He told the BBC: "What has happened today means that it is no longer possible to have a referendum on the Lisbon Treaty.
"We have campaigned for that referendum for many years, we believe passionately that there should have been a referendum so that the British people could be consulted.
"But now that the treaty is going to become European law and is going to enter into force, that means that a referendum can no longer prevent the creation of the President of the European Council, the loss of British national veto.
"These things will already have happened and a referendum cannot unwind them or prevent them - and that means that our campaign for a referendum on the Lisbon Treaty therefore comes to an end today. We think that is a bad day for democracy."
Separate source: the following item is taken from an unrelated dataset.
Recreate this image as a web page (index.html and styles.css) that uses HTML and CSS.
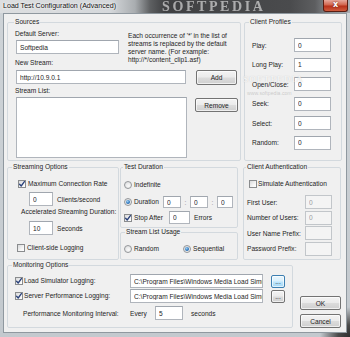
FILE: index.html
```html
<!DOCTYPE html>
<html>
<head>
<meta charset="utf-8">
<title>Load Test Configuration (Advanced)</title>
<link rel="stylesheet" href="styles.css">
</head>
<body>
<div class="window">
  <div class="titlebar">
    <span class="title">Load Test Configuration (Advanced)</span>
    <span class="wm-title">SOFTPEDIA</span>
    <span class="close">x</span>
  </div>
  <div class="client">
    <span class="wm wm-big">SOFTPEDIA</span>
    <span class="wm wm-url">www.softpedia.com</span>

    <div class="row row1">
      <fieldset class="grp sources">
        <legend>Sources</legend>
        <div class="src-grid">
          <span class="lbl">Default Server:</span>
          <p class="desc">Each occurrence of '*' in the list of<br>streams is replaced by the default<br>server name. (For example:<br>http://*/content_clip1.asf)</p>
          <input class="edit srv" value="Softpedia">
          <span class="lbl lbl-new">New Stream:</span>
        </div>
        <div class="src-row r-new">
          <input class="edit stream" value="http://10.9.0.1">
          <button class="btn add">Add</button>
        </div>
        <span class="lbl lbl-list">Stream List:</span>
        <div class="src-row r-list">
          <div class="listbox"></div>
          <button class="btn remove">Remove</button>
        </div>
      </fieldset>

      <fieldset class="grp profiles">
        <legend>Client Profiles</legend>
        <div class="prof-grid">
          <span>Play:</span><input class="edit" value="0">
          <span>Long Play:</span><input class="edit" value="1">
          <span>Open/Close:</span><input class="edit" value="0">
          <span>Seek:</span><input class="edit" value="0">
          <span>Select:</span><input class="edit" value="0">
          <span>Random:</span><input class="edit" value="0">
        </div>
      </fieldset>
    </div>

    <div class="row row2">
      <fieldset class="grp streaming">
        <legend>Streaming Options</legend>
        <div class="chkrow maxconn"><span class="chk on"><svg viewBox="0 0 8 8"><path d="M1.6 4.2 L3.2 6 L6.4 1.6"/></svg></span><span class="cl">Maximum Connection Rate</span></div>
        <div class="inrow r-rate"><input class="edit num" value="0"><span class="after">Clients/second</span></div>
        <span class="lbl accel">Accelerated Streaming Duration:</span>
        <div class="inrow r-secs"><input class="edit num" value="10"><span class="after">Seconds</span></div>
        <div class="chkrow logging"><span class="chk"></span><span class="cl">Client-side Logging</span></div>
      </fieldset>

      <div class="midcol">
        <fieldset class="grp duration">
          <legend>Test Duration</legend>
          <div class="radrow"><span class="radio"></span><span class="rl">Indefinite</span></div>
          <div class="durrow">
            <span class="durlbl"><span class="radio on"></span><span class="rl">Duration</span></span>
            <input class="edit d1" value="0"><span class="colon">:</span><input class="edit d1" value="0"><span class="colon">:</span><input class="edit d3" value="0">
          </div>
          <div class="stoprow">
            <span class="stoplbl"><span class="chk on"><svg viewBox="0 0 8 8"><path d="M1.6 4.2 L3.2 6 L6.4 1.6"/></svg></span><span class="cl">Stop After</span></span>
            <input class="edit errs" value="0"><span class="after">Errors</span>
          </div>
        </fieldset>
        <fieldset class="grp usage">
          <legend>Stream List Usage</legend>
          <div class="radrow">
            <span class="opt-random"><span class="radio"></span><span class="rl">Random</span></span>
            <span class="radio on"></span><span class="rl">Sequential</span>
          </div>
        </fieldset>
      </div>

      <fieldset class="grp auth">
        <legend>Client Authentication</legend>
        <div class="chkrow sim"><span class="chk"></span><span class="cl">Simulate Authentication</span></div>
        <div class="auth-grid">
          <span>First User:</span><input class="edit dis" value="0" disabled>
          <span>Number of Users:</span><input class="edit dis" value="0" disabled>
          <span>User Name Prefix:</span><input class="edit dis" value="" disabled>
          <span>Password Prefix:</span><input class="edit dis" value="" disabled>
        </div>
      </fieldset>
    </div>

    <div class="row row3">
      <fieldset class="grp monitoring">
        <legend>Monitoring Options</legend>
        <div class="monrow">
          <span class="monlbl"><span class="chk on"><svg viewBox="0 0 8 8"><path d="M1.6 4.2 L3.2 6 L6.4 1.6"/></svg></span><span class="cl">Load Simulator Logging:</span></span>
          <input class="edit path" value="C:\Program Files\Windows Media Load Simulator\Logs">
          <button class="btn dots hot">...</button>
        </div>
        <div class="monrow r2">
          <span class="monlbl"><span class="chk on"><svg viewBox="0 0 8 8"><path d="M1.6 4.2 L3.2 6 L6.4 1.6"/></svg></span><span class="cl">Server Performance Logging:</span></span>
          <input class="edit path" value="C:\Program Files\Windows Media Load Simulator\Logs">
          <button class="btn dots">...</button>
        </div>
        <div class="monrow r3">
          <span class="intlbl">Performance Monitoring Interval:</span>
          <span class="every">Every</span>
          <input class="edit interval" value="5">
          <span class="secs">seconds</span>
        </div>
      </fieldset>
      <div class="okcol">
        <button class="btn ok">OK</button>
        <button class="btn cancel">Cancel</button>
      </div>
    </div>
  </div>
</div>
</body>
</html>
```

FILE: styles.css
```css
* { box-sizing: border-box; }

html, body {
  margin: 0;
  padding: 0;
}

body {
  width: 350px;
  height: 337px;
  overflow: hidden;
  font-family: "Liberation Sans", Arial, sans-serif;
  font-size: 6.6px;
  color: #1e1e1e;
}

.window {
  width: 350px;
  height: 337px;
  display: flex;
  flex-direction: column;
  position: relative;
  background:
    radial-gradient(circle at 100% 100%, #2e2e2e 0, #4a4a4a 12px, rgba(80,80,80,0) 30px),
    linear-gradient(180deg, #cfd4d8 0%, #c3c9ce 100%);
}

/* ---------- title bar ---------- */
.titlebar {
  height: 13px;
  flex: none;
  position: relative;
  overflow: hidden;
  display: flex;
  align-items: center;
  padding-left: 3px;
  background: linear-gradient(90deg,
    #dcdee0 0px, #d5d8db 110px, #a9adb0 135px, #5e6062 150px,
    #3f4042 165px, #4a4b4d 290px, #5d5e60 315px, #8a8e92 330px, #a9aeb3 350px);
}

.title {
  position: relative;
  z-index: 2;
  font-size: 7.1px;
  line-height: 9px;
  color: #111;
  text-shadow: 0 0 3px #fff, 0 0 2px #fff;
  white-space: nowrap;
}

.wm-title {
  position: absolute;
  left: 162px;
  top: 0;
  font-family: "Liberation Serif", serif;
  font-weight: bold;
  font-size: 14px;
  line-height: 13px;
  letter-spacing: 2.6px;
  color: rgba(235, 235, 235, 0.62);
  filter: blur(0.4px);
  white-space: nowrap;
}

.close {
  position: absolute;
  right: 2px;
  top: 0;
  width: 25px;
  height: 12px;
  z-index: 3;
  border: 1px solid #5a1d12;
  border-top: none;
  border-radius: 0 0 3px 3px;
  background: linear-gradient(180deg, #e7a99d 0%, #d2654d 45%, #b8321b 55%, #cf5c3e 100%);
  color: #fff;
  font-family: "DejaVu Sans", sans-serif;
  font-weight: bold;
  font-size: 8px;
  line-height: 10px;
  text-align: center;
  text-shadow: 0 0 2px #5a1d12;
}

/* ---------- client area ---------- */
.client {
  position: relative;
  height: 320px;
  margin: 0 3px 4px 3px;
  border: 1px solid #8f989f;
  background: #f0f0f0;
  padding-top: 4px;
}

.wm {
  position: absolute;
  pointer-events: none;
  white-space: nowrap;
  z-index: 5;
}

.wm-big {
  left: 239px;
  top: 60px;
  font-family: "Liberation Serif", serif;
  font-weight: bold;
  font-size: 9px;
  letter-spacing: 1px;
  color: rgba(255, 255, 255, 0.75);
  text-shadow: 0 0 1px rgba(160,160,160,0.5);
}

.wm-url {
  left: 243px;
  top: 76px;
  font-size: 5.2px;
  color: rgba(150, 150, 150, 0.45);
}

.row {
  display: flex;
  align-items: stretch;
}

.row1 { height: 143px; }
.row2 { height: 97px; margin-top: 2px; }
.row3 { height: 67px; margin-top: 1px; }

/* ---------- group boxes ---------- */
.grp {
  margin: 0;
  padding: 0;
  min-width: 0;
  border: 1px solid #d3d9de;
  border-radius: 2px;
}

.grp legend {
  padding: 0 1px;
  margin-left: -1px;
  font-size: 6.6px;
  line-height: 8px;
  color: #1e1e1e;
}

.lbl {
  display: block;
  line-height: 8px;
  white-space: nowrap;
}

/* ---------- controls ---------- */
.edit {
  display: block;
  margin: 0;
  height: 14px;
  padding: 0 0 0 3px;
  border: 1px solid #b0b5bc;
  border-top-color: #a0a6ae;
  background: #fff;
  font-family: inherit;
  font-size: 6.6px;
  color: #1e1e1e;
  outline: none;
}

.edit.dis {
  background: #f4f4f4;
  border-color: #c2c6ca;
  color: #9c9c9c;
}

.btn {
  display: block;
  margin: 0;
  padding: 0;
  border: 1px solid #737373;
  border-radius: 2px;
  background: linear-gradient(180deg, #f3f3f3 0%, #ebebeb 48%, #dcdcdc 52%, #cfcfcf 100%);
  box-shadow: inset 0 0 0 1px rgba(255, 255, 255, 0.65);
  font-family: inherit;
  font-size: 6.6px;
  color: #1e1e1e;
  text-align: center;
}

.chk {
  flex: none;
  display: inline-block;
  width: 8px;
  height: 8px;
  border: 1px solid #8a8c8e;
  background: linear-gradient(135deg, #d8d9da 0%, #f4f4f4 60%, #fff 100%);
  position: relative;
}

.chk svg {
  position: absolute;
  left: -1px;
  top: -1px;
  width: 8px;
  height: 8px;
}

.chk svg path {
  fill: none;
  stroke: #29407a;
  stroke-width: 1.3;
  stroke-linecap: round;
  stroke-linejoin: round;
}

.radio {
  flex: none;
  display: inline-block;
  width: 8px;
  height: 8px;
  border-radius: 50%;
  border: 1px solid #94979a;
  background: radial-gradient(circle at 60% 65%, #fafafa 0, #e2e3e4 70%, #cfd0d1 100%);
  position: relative;
}

.radio.on::after {
  content: "";
  position: absolute;
  left: 1px;
  top: 1px;
  width: 4px;
  height: 4px;
  border-radius: 50%;
  background: radial-gradient(circle at 40% 35%, #9fd0f2 0, #2d78c0 55%, #1b4f8e 100%);
}

.cl, .rl { white-space: nowrap; line-height: 8px; }
.rl { margin-left: 2px; }
.cl { margin-left: 2px; }

/* ---------- sources ---------- */
.sources {
  width: 234px;
  margin-left: 3px;
  padding: 4px 0 0 7px;
}

.src-grid {
  display: grid;
  grid-template-columns: 113px 106px;
}

.desc {
  grid-column: 2;
  grid-row: 1 / span 3;
  margin: 2px 0 0 0;
  line-height: 8px;
  white-space: nowrap;
}

.srv {
  grid-column: 1;
  grid-row: 2;
  width: 103px;
  margin: 2px 0 0 1px;
}

.lbl-new {
  grid-column: 1;
  grid-row: 3;
  margin-top: 5px;
}

.src-row {
  display: flex;
  align-items: flex-start;
}

.r-new { margin-top: 3px; }
.stream { width: 170px; margin-left: 1px; }
.add { width: 41px; height: 15px; margin-left: 10px; }

.lbl-list { margin-top: 2px; }

.r-list { margin-top: 2px; }
.listbox {
  width: 171px;
  height: 61px;
  margin-left: 1px;
  border: 1px solid #b0b5bc;
  border-top-color: #a0a6ae;
  background: #fff;
}
.remove { width: 43px; height: 14px; margin: 1px 0 0 8px; }

/* ---------- client profiles ---------- */
.profiles {
  width: 98px;
  margin-left: 3px;
  padding: 12px 0 0 7px;
}

.profiles legend { margin-left: -3px; }

.prof-grid {
  display: grid;
  grid-template-columns: 42px 37px;
  grid-auto-rows: 14px;
  row-gap: 5.6px;
  align-items: center;
  white-space: nowrap;
}

.prof-grid .edit { width: 37px; }

/* ---------- streaming options ---------- */
.streaming {
  width: 112px;
  margin-left: 3px;
  padding: 9px 0 0 5px;
}

.chkrow {
  display: flex;
  align-items: center;
  height: 8px;
}

.maxconn { margin-left: 5px; }

.inrow {
  display: flex;
  align-items: center;
  margin-left: 16px;
}

.r-rate { margin-top: 4px; }
.r-secs { margin-top: 5px; }

.num { width: 24px; }
.after { margin-left: 4px; white-space: nowrap; }

.accel { margin: 2px 0 0 8px; }

.logging { margin: 9px 0 0 4px; }

/* ---------- test duration ---------- */
.midcol {
  width: 118px;
  margin-left: 1px;
  display: flex;
  flex-direction: column;
}

.duration {
  height: 65px;
  padding: 10px 0 0 3px;
}

.radrow {
  display: flex;
  align-items: center;
  height: 8px;
}

.durrow {
  display: flex;
  align-items: center;
  height: 12px;
  margin-top: 7px;
}

.durlbl {
  display: flex;
  align-items: center;
  width: 39px;
}

.d1 { width: 18px; height: 12px; }
.d3 { width: 16px; height: 12px; }

.colon {
  width: 9px;
  text-align: center;
  color: #8a8a8a;
}

.stoprow {
  display: flex;
  align-items: center;
  height: 13px;
  margin-top: 3px;
}

.stoplbl {
  display: flex;
  align-items: center;
  width: 45px;
}

.errs { width: 21px; height: 13px; }

/* ---------- stream list usage ---------- */
.usage {
  height: 32px;
  padding: 9px 0 0 3px;
}

.usage legend { margin-left: 1px; }

.opt-random {
  display: flex;
  align-items: center;
  width: 59px;
}

/* ---------- client authentication ---------- */
.auth {
  width: 98px;
  margin-left: 5px;
  padding: 9px 0 0 3px;
}

.sim { margin-left: 2px; }
.sim .cl { margin-left: 1px; }

.auth-grid {
  display: grid;
  grid-template-columns: 58px 27px;
  grid-auto-rows: 14px;
  row-gap: 1.6px;
  align-items: center;
  margin-top: 7px;
  white-space: nowrap;
}

.auth-grid .edit { width: 27px; }

/* ---------- monitoring options ---------- */
.monitoring {
  width: 286px;
  margin-left: 3px;
  padding: 5px 0 0 5px;
}

.monrow {
  display: flex;
  align-items: center;
  height: 14px;
}

.monrow.r2 { margin-top: 1px; }
.monrow.r3 { margin-top: 3px; }

.monlbl {
  display: flex;
  align-items: center;
  width: 117px;
  padding-left: 2px;
}

.monlbl .cl { margin-left: 1px; }

.path { width: 133px; }

.dots {
  width: 14px;
  height: 13px;
  margin-left: 8px;
  line-height: 9px;
}

.dots.hot {
  border-color: #3c7fb1;
  background: linear-gradient(180deg, #eaf6fd 0%, #d9f0fc 48%, #bee6fd 52%, #a7d9f5 100%);
}

.intlbl {
  width: 107px;
  margin-left: 10px;
  white-space: nowrap;
}

.every { width: 25px; }
.interval { width: 28px; }
.secs { margin-left: 8px; }

/* ---------- OK / Cancel ---------- */
.okcol {
  width: 41px;
  margin-left: 7px;
  padding-top: 35px;
  display: flex;
  flex-direction: column;
}

.ok, .cancel { width: 41px; height: 14px; }
.cancel { margin-top: 4px; }
```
Mr Hague said the Conservatives would "not let people forget whose fault that was," adding: "Gordon Brown and the Labour Party promised people a referendum at the last election and people have never been consulted in a referendum or a general election."
Foreign Secretary David Miliband said: "So much for David Cameron's cast-iron guarantee to hold a referendum on the Lisbon Treaty.
"But he is still not being honest with people. The fact is you can't simply opt out of treaty obligations because to do so you need the agreement of the 26 other member states.
"David Cameron's position on Europe is false and dangerous. He is willing to risk Britain's standing and the rights of British people because he is still not prepared to stand up to the right of his own party."
Labour insists the Lisbon Treaty is not the same as the defunct constitutional treaty, on which it had promised voters a say.
Liberal Democrat foreign affairs spokesman Edward Davey said earlier that if Mr Cameron could not make his position on Europe clear "he is not fit for government".
UK Independence Party leader Nigel Farage said: "Mr Hague says it is 'no longer possible' to have a referendum.
"Well, to me and millions of others it is apparent that it is no longer possible to trust the Tory party or David Cameron when they make promises about Europe."
Eurosceptic Conservative MP Bill Cash said he had written to Mr Cameron urging him to "reconsider" his decision not to hold a referendum, saying the Tory leader had been "badly advised".
Sources say there is likely to be an EU summit next week to discuss who will fill the posts of President of the European Council and High Representative for Foreign Affairs, which will be created when the treaty comes into force.
Former UK Prime Minister Tony Blair is widely seen as a candidate for president.
Despite his insistence that he is "not available" to take the job, David Miliband is being considered as a possible High Representative - in effect Europe's first foreign minister, sources have told the BBC.